The rain is formed using drone technology that gives clouds an electric shock to ‘cajole them’ into clumping together and producing precipitation.

The UAE is one of the most arid countries on Earth, and it hopes the technique could help to increase its meagre annual rainfall.



And it is working. Video footage released by the UAE’s National Center of Meteorology shows monsoon-like downpours across the country which create a sheet of rain on the highways.


Waterfalls are also seen on the side of roads as drivers in SUVs struggle to navigate the torrential rain – despite the country being in the middle of a summer heatwave where temperatures have soared above 122F (50C).

The Center said the precipitation has been enhanced by a technique known as cloud seeding, and its purpose is to increase condensation in the hope that it might trigger a downpour.

The UAE’s cloud seeding operations are part of an ongoing $15 million (£10.8m) mission to generate rain in the country, which ranks among the world’s top 10 driest countries with an average rainfall of just three inches (78 millimetres) – 15 times less than what falls in an average year in the UK.


The rain is being created using drone technology in research led by experts at the University of Reading in the UK.


The rain is being created using drone technology in research led by experts at the University of Reading in the UK
Professor Maarten Ambaum, who worked on the special project, told the BBC earlier this year that the UAE has enough clouds to create conditions which allow for rainfall.


The technology uses a drone to release electrical charges into the clouds, which helps the water droplets to merge and stick together to form precipitation, ‘like dry hair to a comb’.

‘When the drops merge and are big enough, they will fall as rain,’ Professor Ambaum said.

Alya Al-Mazroui, director of the UAE’s rain-enhancement science-research program, told Arab News in March: ‘Equipped with a payload of electric-charge emission instruments and customised sensors, these drones will fly at low altitudes and deliver an electric charge to air molecules, which should encourage precipitation.’


In 2017, the UAE government provided $15m for nine different rain-enhancement projects.
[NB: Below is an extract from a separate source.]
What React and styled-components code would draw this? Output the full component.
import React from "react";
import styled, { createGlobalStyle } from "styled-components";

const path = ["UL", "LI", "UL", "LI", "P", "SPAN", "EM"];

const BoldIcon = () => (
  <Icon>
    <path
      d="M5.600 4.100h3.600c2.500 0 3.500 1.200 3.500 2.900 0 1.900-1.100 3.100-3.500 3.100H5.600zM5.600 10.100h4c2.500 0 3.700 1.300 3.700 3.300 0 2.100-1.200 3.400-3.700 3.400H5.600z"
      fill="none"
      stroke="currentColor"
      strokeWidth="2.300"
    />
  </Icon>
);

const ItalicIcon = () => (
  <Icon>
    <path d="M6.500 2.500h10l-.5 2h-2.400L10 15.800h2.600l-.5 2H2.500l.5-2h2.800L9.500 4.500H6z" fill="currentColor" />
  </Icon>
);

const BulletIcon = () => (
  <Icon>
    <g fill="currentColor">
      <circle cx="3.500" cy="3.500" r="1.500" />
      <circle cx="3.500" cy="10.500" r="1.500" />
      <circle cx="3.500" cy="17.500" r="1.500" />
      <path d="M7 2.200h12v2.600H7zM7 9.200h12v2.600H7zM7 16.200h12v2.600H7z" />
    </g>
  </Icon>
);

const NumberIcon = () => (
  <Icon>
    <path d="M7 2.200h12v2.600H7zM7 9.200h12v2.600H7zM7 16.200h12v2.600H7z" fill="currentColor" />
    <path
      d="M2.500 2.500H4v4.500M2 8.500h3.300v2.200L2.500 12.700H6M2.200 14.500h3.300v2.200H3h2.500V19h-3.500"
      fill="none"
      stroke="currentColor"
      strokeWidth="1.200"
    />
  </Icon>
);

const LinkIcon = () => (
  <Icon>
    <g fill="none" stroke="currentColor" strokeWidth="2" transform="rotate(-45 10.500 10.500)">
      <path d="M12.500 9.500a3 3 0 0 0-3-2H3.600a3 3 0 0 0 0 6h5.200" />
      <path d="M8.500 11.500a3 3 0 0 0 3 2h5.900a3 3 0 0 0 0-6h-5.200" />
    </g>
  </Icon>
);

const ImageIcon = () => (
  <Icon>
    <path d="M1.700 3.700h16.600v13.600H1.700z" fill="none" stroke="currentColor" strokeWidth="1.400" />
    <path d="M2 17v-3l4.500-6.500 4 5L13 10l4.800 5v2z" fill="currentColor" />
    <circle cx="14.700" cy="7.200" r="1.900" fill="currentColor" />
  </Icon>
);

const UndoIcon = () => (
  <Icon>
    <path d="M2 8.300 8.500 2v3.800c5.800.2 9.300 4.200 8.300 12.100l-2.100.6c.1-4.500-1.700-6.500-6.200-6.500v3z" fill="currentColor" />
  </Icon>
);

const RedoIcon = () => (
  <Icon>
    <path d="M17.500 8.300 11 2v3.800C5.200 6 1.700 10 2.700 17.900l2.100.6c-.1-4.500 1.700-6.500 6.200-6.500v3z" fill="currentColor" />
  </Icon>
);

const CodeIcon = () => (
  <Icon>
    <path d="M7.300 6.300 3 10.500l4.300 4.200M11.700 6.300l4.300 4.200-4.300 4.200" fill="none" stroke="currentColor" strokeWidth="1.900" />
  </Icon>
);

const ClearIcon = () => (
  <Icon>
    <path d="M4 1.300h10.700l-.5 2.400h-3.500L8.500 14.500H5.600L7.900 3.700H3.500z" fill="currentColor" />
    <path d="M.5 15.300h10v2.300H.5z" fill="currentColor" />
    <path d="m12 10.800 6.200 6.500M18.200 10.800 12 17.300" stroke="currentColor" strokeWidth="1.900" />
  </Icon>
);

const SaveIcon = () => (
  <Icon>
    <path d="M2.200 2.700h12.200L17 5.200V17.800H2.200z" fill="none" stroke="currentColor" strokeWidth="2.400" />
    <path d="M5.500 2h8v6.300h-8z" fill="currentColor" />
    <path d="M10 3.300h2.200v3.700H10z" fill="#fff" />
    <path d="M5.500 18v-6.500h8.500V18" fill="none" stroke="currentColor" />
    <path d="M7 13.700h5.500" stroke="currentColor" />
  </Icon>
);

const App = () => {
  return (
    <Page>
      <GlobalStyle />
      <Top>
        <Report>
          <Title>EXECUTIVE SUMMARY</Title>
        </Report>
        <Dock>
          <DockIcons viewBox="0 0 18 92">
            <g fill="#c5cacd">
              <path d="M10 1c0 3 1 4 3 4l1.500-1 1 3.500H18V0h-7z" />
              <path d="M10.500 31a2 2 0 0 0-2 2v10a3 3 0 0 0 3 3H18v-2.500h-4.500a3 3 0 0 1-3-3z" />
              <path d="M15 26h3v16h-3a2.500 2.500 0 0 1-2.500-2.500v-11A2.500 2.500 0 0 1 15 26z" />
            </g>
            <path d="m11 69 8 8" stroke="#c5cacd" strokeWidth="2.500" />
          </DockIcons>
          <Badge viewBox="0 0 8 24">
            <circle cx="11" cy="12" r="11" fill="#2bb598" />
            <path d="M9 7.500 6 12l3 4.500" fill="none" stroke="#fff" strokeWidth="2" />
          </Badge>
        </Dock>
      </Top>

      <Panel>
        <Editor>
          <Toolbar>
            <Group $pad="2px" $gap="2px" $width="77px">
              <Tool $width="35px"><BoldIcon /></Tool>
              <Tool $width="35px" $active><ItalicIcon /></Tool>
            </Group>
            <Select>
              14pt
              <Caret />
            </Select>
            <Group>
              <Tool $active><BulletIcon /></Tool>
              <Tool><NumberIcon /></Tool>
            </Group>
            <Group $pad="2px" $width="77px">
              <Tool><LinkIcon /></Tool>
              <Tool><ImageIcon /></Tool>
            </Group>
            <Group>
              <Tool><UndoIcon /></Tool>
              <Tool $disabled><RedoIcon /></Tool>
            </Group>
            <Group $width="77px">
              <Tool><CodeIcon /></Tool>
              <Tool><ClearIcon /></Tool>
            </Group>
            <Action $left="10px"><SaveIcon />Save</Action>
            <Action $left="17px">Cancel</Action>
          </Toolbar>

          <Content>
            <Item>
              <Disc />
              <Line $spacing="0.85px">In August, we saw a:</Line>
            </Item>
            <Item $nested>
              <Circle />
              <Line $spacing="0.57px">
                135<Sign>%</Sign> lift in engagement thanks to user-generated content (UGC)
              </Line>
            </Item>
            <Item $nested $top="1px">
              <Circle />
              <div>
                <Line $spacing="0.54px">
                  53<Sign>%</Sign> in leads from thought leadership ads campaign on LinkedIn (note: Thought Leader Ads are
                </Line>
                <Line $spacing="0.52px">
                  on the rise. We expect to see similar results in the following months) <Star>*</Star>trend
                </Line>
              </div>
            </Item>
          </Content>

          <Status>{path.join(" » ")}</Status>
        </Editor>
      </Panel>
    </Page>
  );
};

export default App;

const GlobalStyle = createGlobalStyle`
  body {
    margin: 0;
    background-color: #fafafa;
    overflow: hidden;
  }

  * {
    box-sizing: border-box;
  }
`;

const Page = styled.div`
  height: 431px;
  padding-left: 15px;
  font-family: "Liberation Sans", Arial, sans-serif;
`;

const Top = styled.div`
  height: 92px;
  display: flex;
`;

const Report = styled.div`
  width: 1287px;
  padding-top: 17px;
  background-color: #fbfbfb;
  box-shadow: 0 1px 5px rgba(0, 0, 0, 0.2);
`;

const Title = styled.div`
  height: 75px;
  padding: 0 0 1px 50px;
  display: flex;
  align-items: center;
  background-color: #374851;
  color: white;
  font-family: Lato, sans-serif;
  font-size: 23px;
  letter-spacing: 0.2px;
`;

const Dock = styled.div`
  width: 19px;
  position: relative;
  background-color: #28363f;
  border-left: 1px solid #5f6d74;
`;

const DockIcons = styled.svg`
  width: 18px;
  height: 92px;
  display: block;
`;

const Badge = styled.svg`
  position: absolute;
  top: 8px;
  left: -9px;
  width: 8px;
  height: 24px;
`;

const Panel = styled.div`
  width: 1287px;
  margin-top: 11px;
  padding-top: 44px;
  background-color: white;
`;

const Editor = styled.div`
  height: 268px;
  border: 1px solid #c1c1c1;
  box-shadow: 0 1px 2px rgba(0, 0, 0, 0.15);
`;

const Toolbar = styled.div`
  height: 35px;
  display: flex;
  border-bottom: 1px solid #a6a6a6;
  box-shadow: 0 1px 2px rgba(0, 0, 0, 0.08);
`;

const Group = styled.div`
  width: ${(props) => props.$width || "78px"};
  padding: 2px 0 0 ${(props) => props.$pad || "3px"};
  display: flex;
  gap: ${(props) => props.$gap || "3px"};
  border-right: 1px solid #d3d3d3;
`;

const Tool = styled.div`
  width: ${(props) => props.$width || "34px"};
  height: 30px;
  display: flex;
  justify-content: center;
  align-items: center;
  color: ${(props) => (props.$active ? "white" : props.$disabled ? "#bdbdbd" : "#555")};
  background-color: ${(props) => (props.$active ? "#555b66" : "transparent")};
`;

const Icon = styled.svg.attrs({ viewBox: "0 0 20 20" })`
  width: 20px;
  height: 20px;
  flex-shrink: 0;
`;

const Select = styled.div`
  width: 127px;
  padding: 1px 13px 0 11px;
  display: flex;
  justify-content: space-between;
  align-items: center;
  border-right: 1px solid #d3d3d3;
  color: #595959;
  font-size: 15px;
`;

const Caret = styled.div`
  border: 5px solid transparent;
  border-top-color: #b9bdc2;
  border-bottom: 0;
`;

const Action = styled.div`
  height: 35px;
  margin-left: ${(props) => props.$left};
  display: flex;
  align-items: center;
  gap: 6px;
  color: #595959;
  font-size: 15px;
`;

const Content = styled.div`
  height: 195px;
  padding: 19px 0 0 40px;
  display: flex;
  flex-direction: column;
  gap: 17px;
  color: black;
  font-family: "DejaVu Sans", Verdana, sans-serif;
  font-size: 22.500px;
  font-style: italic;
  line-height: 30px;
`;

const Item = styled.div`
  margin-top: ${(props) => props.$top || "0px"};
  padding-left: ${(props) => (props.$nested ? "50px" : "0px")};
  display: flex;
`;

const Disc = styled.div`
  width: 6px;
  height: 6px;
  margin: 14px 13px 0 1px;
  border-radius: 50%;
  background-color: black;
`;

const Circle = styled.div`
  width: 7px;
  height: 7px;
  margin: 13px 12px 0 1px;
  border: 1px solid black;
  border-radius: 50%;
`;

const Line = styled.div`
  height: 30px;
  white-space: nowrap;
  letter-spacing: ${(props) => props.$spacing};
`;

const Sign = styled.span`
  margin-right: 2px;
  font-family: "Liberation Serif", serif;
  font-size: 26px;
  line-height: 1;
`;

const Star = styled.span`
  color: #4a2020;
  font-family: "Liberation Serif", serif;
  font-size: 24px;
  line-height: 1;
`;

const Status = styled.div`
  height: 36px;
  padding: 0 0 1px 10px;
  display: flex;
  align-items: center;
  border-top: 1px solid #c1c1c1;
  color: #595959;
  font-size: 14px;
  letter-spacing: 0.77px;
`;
Among them is another cloud-seeding technology which launches salt missiles into clouds from planes.

The country’s Abu Dhabi-based forecasters monitor weather radars to tell pilots flying official government aircraft when to take off on rain-inducing missions.

‘As soon as they see some convective cloud formations, they launch us on a flight to investigate,’ said Mark Newman, deputy chief pilot at NCMS.


Speaking from the airbase that houses the four Beechcraft King Air C90 aircraft that are used for the country’s cloud seeding programme, Mr Newman said the team would then attempt ‘to seed the cloud’ if the conditions were right.

Mr Newman said summer is usually the busiest season for the missions.

At that time clouds form over the eastern Al-Hajar mountains which deflect the warm wind blowing from the Gulf of Oman.


The strength of the updraft determines the number of ‘salt flares’ fired as the plane explores the base of the forming cloud.

‘If we’ve got a mild updraft, we usually burn one or two flares. If we’ve got a good updraft, we burn four, sometimes six flares into the cloud,’ he said.

Not every cloud they seed produces rainfall, but they often do, according to Mr Newman.

‘It is fantastic… As soon as there is rain, there is a lot of excitement. We can hear the guys in the office are happy,’ he said.


Whether cloud seeding is effective at increasing rainfall, however, is still under investigation.

Many scientists doubt whether it has a noticable impact on rainfall levels.

US ski resorts in Colorado, however, reportedly use the method to induce heavier snowfall.

It was also used ahead of the 2008 Beijing Olympics opening ceremony to create a downpour elsewhere and keep the stadium dry.

This involved firing rockets packed with silver iodide crystals into rain clouds over the suburbs of Beijing.